Opinion
No. 30251
Decided May 9, 1945.
Taxation — Appeal from Board of Tax Appeals to Supreme Court — Section 5611-2, General Code — Valuation of real estate — Decision not reversed or modified unless unreasonable or unlawful — Supreme Court will not substitute its judgment for that of board.
APPEAL from the Board of Tax Appeals.
In the year 1943 the auditor of Hamilton county, for purposes of taxation, assessed a parcel of real estate known as 320 Elm street, Cincinnati, Ohio, as follows: Land $19,030; buildings $91,000; total $110,030. The taxpayer being dissatisfied with the auditor's assessment filed a complaint with the board of revision, requesting a reduction of $50,000 in the valuation of the buildings. No complaint was made as to the valuation placed upon the land.
The board of revision sustained the valuation as fixed by the auditor.
Thereupon an appeal was perfected to the Board of Tax Appeals.
At the hearing before the Board of Tax Appeals the appellant called William Guentter and Harry E. Bell to testify in support of its claim for reduction.
William Guentter, a general contractor engaged in the construction, repair and maintenance of buildings, testified as to the general condition of the buildings but expressly declined to give any opinion as to their value. Harry E. Bell, a real estate broker, testified as to his opinion of the fair market value of the buildings in 1943. In his opinion the value at that time was between sixty and sixty-five thousand dollars.
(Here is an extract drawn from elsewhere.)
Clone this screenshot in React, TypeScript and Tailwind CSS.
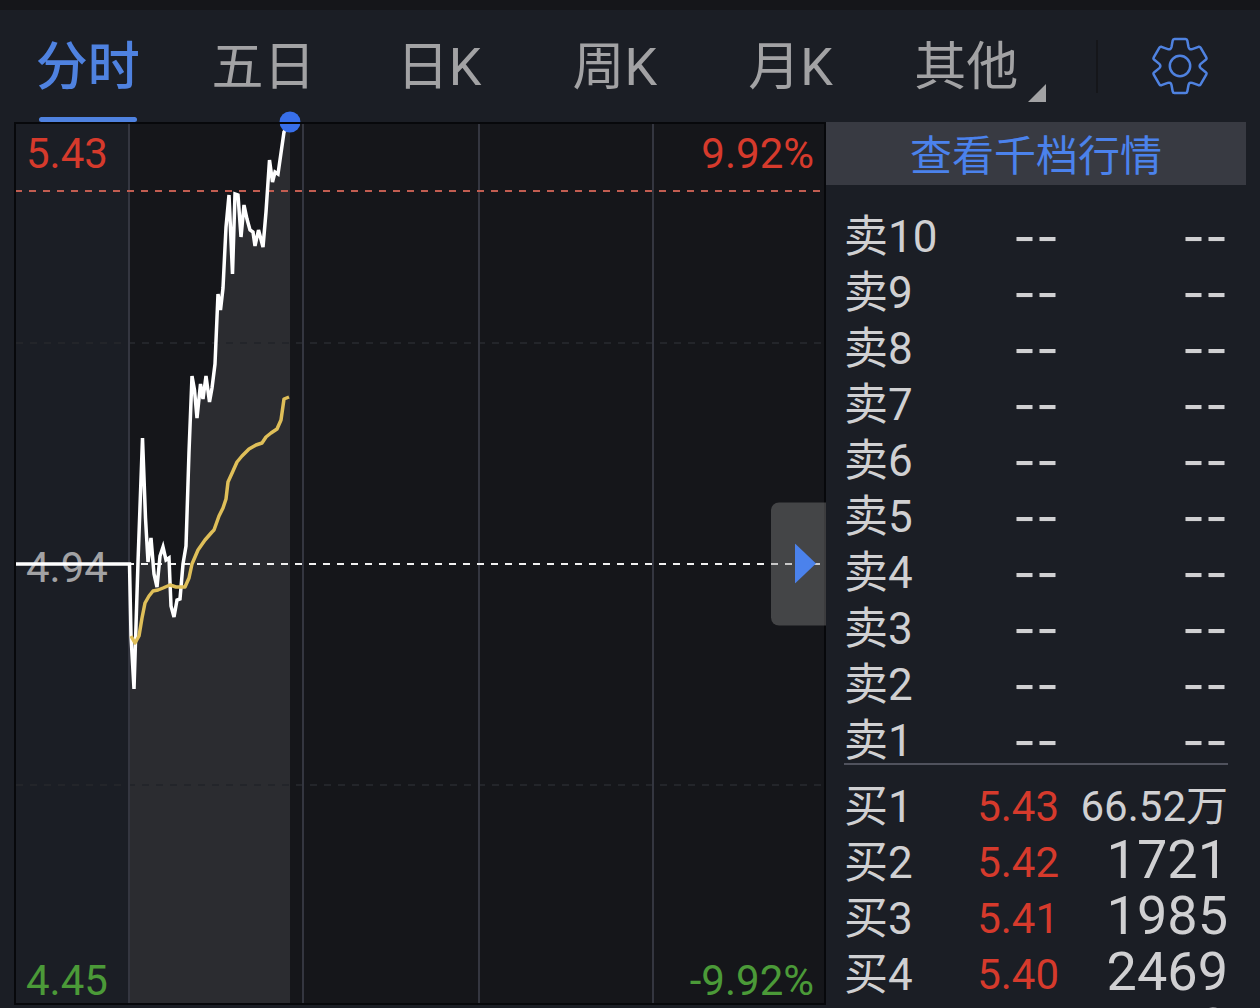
import React, { useState } from "react";

interface OrderRow {
  label: string;
  level: number;
  price: string;
  volume: string;
}

const TABS = ["分时", "五日", "日K", "周K", "月K", "其他"];

const SELL_ROWS: OrderRow[] = [10, 9, 8, 7, 6, 5, 4, 3, 2, 1].map((level) => ({
  label: "卖",
  level,
  price: "--",
  volume: "--",
}));

const BUY_ROWS: OrderRow[] = [
  { label: "买", level: 1, price: "5.43", volume: "66.52万" },
  { label: "买", level: 2, price: "5.42", volume: "1721" },
  { label: "买", level: 3, price: "5.41", volume: "1985" },
  { label: "买", level: 4, price: "5.40", volume: "2469" },
  { label: "买", level: 5, price: "5.39", volume: "112" },
];

// Chart space is 812 x 883
const PRICE_LINE =
  "2,442 115.500,442 117,514 120,567 124,440 128.500,316 131.500,396 134,440 137,416 140,452 143,465 146,434 149,425 152,438 155,436 157,484 160,495 163,478 166,477 169,442 172,424 175,330 178,254 180.500,268 183,296 186.500,262 189,277 192,254 195.500,280 198,266 201,242 204,172 206.500,188 209,166 212,105 215,73 218.500,152 221,72 224,73 227,115 230,83 233,97 236,108 239,110 241,124 244.500,108 249,125 252,90 255.500,38 258.500,60 261,50 264,52 270,10 276,2";

const AVERAGE_LINE =
  "117,514 121,521 125,514 128,496 131,481 135,474 139,469 144,468 149,466 156,463 162,465 171,465 175,456 178,442 184,428 191,418 198,410 200,408 205,394 209,386 212,377 214,360 219,349 223,340 228,334 235,327 242,323 248,321 252,315 257,311 263,307 267,298 270,277 275,275";

const GearIcon = () => (
  <svg viewBox="-30 -30 60 60" className="h-15 w-15" fill="none" stroke="#4f82e0" strokeWidth="2.500" strokeLinejoin="round" aria-hidden="true">
    <path d="M-8.500-19L-7.300-25.500Q-7-27-5.500-27H5.500Q7-27 7.300-25.500L8.500-19Q9.300-15.900 12.200-16.900L18.500-19.200Q19.900-19.600 20.600-18.400L26.400-8.400Q27-7.300 26-6.500L20.700-2.100Q18.500 0 20.700 2.100L26 6.500Q27 7.300 26.400 8.400L20.600 18.400Q19.900 19.600 18.500 19.200L12.200 16.900Q9.300 15.900 8.500 19L7.300 25.500Q7 27 5.500 27H-5.500Q-7 27-7.300 25.500L-8.500 19Q-9.300 15.900-12.200 16.900L-18.500 19.200Q-19.900 19.600-20.600 18.400L-26.400 8.400Q-27 7.300-26 6.500L-20.700 2.100Q-18.500 0-20.700-2.100L-26-6.500Q-27-7.300-26.400-8.400L-20.600-18.400Q-19.900-19.600-18.500-19.200L-12.200-16.900Q-9.300-15.900-8.500-19z" />
    <circle r="10.200" />
  </svg>
);

const PriceChart = () => (
  <svg viewBox="0 0 812 883" preserveAspectRatio="none" className="relative block h-full w-full overflow-visible" aria-hidden="true">
    <rect x="115" y="0" width="697" height="883" fill="#15161a" />
    <polygon points={`115,883 ${PRICE_LINE.replace("2,442 ", "")} 276,883`} fill="#2b2c30" />
    <g stroke="#23252a" strokeWidth="2" strokeDasharray="7 7">
      <path d="M2 221H812" />
      <path d="M2 663H812" />
    </g>
    <g stroke="#343640" strokeWidth="2">
      <path d="M115 1V882" />
      <path d="M289 1V882" />
      <path d="M465 1V882" />
      <path d="M639 1V882" />
    </g>
    <path d="M1 69H806" stroke="#c25d51" strokeWidth="2" strokeDasharray="7 7" />
    <path d="M1 442H806" stroke="#f0f0f0" strokeWidth="2" strokeDasharray="7 7" />
    <polyline points={PRICE_LINE} fill="none" stroke="#ffffff" strokeWidth="3.500" />
    <polyline points={AVERAGE_LINE} fill="none" stroke="#dfbf59" strokeWidth="3.500" strokeLinejoin="round" />
    <circle cx="276" cy="0" r="10.500" fill="#386fea" />
    <rect x="1" y="1" width="810" height="881" fill="none" stroke="#07080b" strokeWidth="2" />
  </svg>
);

const volumeSize = (volume: string) => {
  if (volume === "--") return "font-[Inter] text-[50px] leading-[56px]";
  return volume.includes("万") ? "text-[42px] leading-[56px]" : "pb-1.5 text-[54px] leading-[50px]";
};

const OrderTable: React.FC<{ rows: OrderRow[]; name: string }> = ({ rows, name }) => (
  <table aria-label={name} className="w-full table-fixed border-collapse text-[#d0d0d2]">
    <tbody>
      {rows.map((row) => (
        <tr key={row.level} className="h-14">
          <th scope="row" className="w-[30%] p-0 text-left text-[44px] leading-[56px] font-normal whitespace-nowrap">
            {row.label}
            {row.level}
          </th>
          <td
            className={`w-[26%] p-0 text-right leading-[56px] ${
              row.price === "--" ? "font-[Inter] text-[50px]" : "text-[42px] text-[#d63a2c]"
            }`}
          >
            {row.price}
          </td>
          <td className={`px-0 pt-0 text-right whitespace-nowrap ${volumeSize(row.volume)}`}>{row.volume}</td>
        </tr>
      ))}
    </tbody>
  </table>
);

const App = () => {
  const [activeTab, setActiveTab] = useState("分时");

  return (
    <div className="flex h-screen flex-col overflow-hidden border-t-10 border-[#15161a] bg-[#1b1e25] font-[Roboto,'Noto_Sans_CJK_SC',sans-serif]">
      {/* Period tabs */}
      <header className="flex h-28 shrink-0 items-stretch">
        <nav className="grid flex-1 grid-cols-6">
          {TABS.map((tab) => (
            <button
              key={tab}
              onClick={() => setActiveTab(tab)}
              className={`relative flex flex-col items-center justify-between pt-5 text-[52px] leading-[76px] ${
                activeTab === tab ? "font-medium text-[#4f82e0]" : "text-[#a2a2a4]"
              }`}
            >
              {tab}
              {activeTab === tab && <span className="h-[5px] w-[98px] rounded-full bg-[#4f82e0]" />}
              {tab === "其他" && (
                <svg viewBox="0 0 18 18" className="absolute right-2 bottom-5 h-[18px] w-[18px]" fill="#a2a2a4" aria-hidden="true">
                  <path d="M18 0V18H0z" />
                </svg>
              )}
            </button>
          ))}
        </nav>
        <div className="flex w-[206px] items-center pl-[42px]">
          <span className="h-[53px] w-0.5 bg-[#15161a]" />
          <button aria-label="设置" className="ml-[52px]">
            <GearIcon />
          </button>
        </div>
      </header>

      <main className="flex min-h-0 flex-1 pr-3.5 pl-3.5">
        {/* Intraday chart */}
        <section className="relative mb-[3px] min-w-0 flex-1 text-[42px] leading-[48px]">
          {/* the opening price sits under the price line */}
          <span className="absolute top-1/2 left-3 mt-1 -translate-y-1/2 text-[#a2a2a4]">4.94</span>
          <PriceChart />
          <span className="absolute top-2 left-3 text-[#d63a2c]">5.43</span>
          <span className="absolute top-2 right-3 text-[#d63a2c]">9.92%</span>
          <span className="absolute bottom-0 left-3 text-[#4b9a38]">4.45</span>
          <span className="absolute right-3 bottom-0 text-[#4b9a38]">-9.92%</span>
          <button
            aria-label="展开"
            className="absolute top-1/2 right-0 flex h-[123px] w-[55px] -translate-y-1/2 items-center justify-end rounded-l-lg bg-[#8c8c8c]/40 pr-2.5"
          >
            <svg viewBox="0 0 21 40" className="h-10 w-[21px]" fill="#4b82ec" aria-hidden="true">
              <path d="M0 0L21 20L0 40z" />
            </svg>
          </button>
        </section>

        {/* Order book */}
        <aside className="w-2/5 max-w-[420px] shrink-0">
          <button className="block h-[63px] w-full bg-[#383a42] pt-1.5 text-[42px] leading-none text-[#4b82ec]">
            查看千档行情
          </button>
          <div className="pt-6 pr-[18px] pl-[18px]">
            <OrderTable rows={SELL_ROWS} name="卖盘" />
            <div className="-mt-1.5 mb-3.5 border-t-2 border-[#50525d]" />
            <OrderTable rows={BUY_ROWS} name="买盘" />
          </div>
        </aside>
      </main>
    </div>
  );
};

export default App;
The appellees there called Leo Townsend, one of the auditor's real estate appraisers, who testified that the buildings contained approximately two million cubic feet; that in his opinion the actual value in 1943 was 26 cents per cubic foot; and that the buildings were appraised at 18 cents per cubic foot.
The Board of Tax Appeals found that the valuation as determined for the year 1943 was not excessive, and that the true value of the buildings was $91,000.
The cause is in this court upon appeal from the decision of the Board of Tax Appeals by virtue of the provisions of Section 5611-2, General Code.
Messrs. Ragland, Dixon Murphy and Mr. Isadore Topper, for appellant.
Mr. Hugh S. Jenkins, attorney general, Mr. Aubrey A. Wendt, Mr. Carson Hoy, prosecuting attorney, and Mr. Frank M. Gusweiler, for appellees.
Appellant makes no claim that the county auditor in any wise discriminated against it in arriving at the true value in money of its property. The sole basis of its claim is that the buildings were assessed at an amount in excess of their true value in money.
Both the board of revision and the Board of Tax Appeals found (1) that appellant failed to sustain that claim and (2) that the true value in money of the buildings in the year 1943 was $91,000.
We are asked to reverse the decision of the Board of Tax Appeals.
In the case of Smith v. Board of Revision of Washington County, 138 Ohio St. 564, 37 N.E.2d 386, it was held:
"In an appeal to the Supreme Court under Section 5611-2, General Code, from a decision of the Board of Tax Appeals fixing the true value of real property for the purposes of taxation, the court must find such decision unreasonable or unlawful upon the record and the evidence to reverse or modify the same."
The statute grants to the Board of Tax Appeals wide discretion in arriving at a valuation and this court has repeatedly said that it will not substitute its judgment for that of the Board of Tax Appeals.
In the case of Citizens Building Co. of Cleveland v. Board of Revision of Cuyahoga County, 141 Ohio St. 47, at page 52, 46 N.E.2d 413, it is held:
"This court has no power to substitute its judgment for that of the Board of Tax Appeals but determines only whether the valuation fixed by that board it reasonable and lawful. * * *" See Ramsey v. County Board of Revision of Franklin County, 141 Ohio St. 366, 48 N.E.2d 102.
From a careful examination of this record it is apparent that the Board of Tax Appeals gave due consideration to the evidence and, attaching to the board's decision the presumption of good faith and validity to which it is entitled, we find no basis for the conclusion that it is unreasonable or unlawful. Therefore such decision should be and hereby is affirmed.
Decision affirmed.
WEYGANDT, C.J., ZIMMERMAN, BELL, WILLIAMS, TURNER, MATTHIAS and HART, JJ., concur.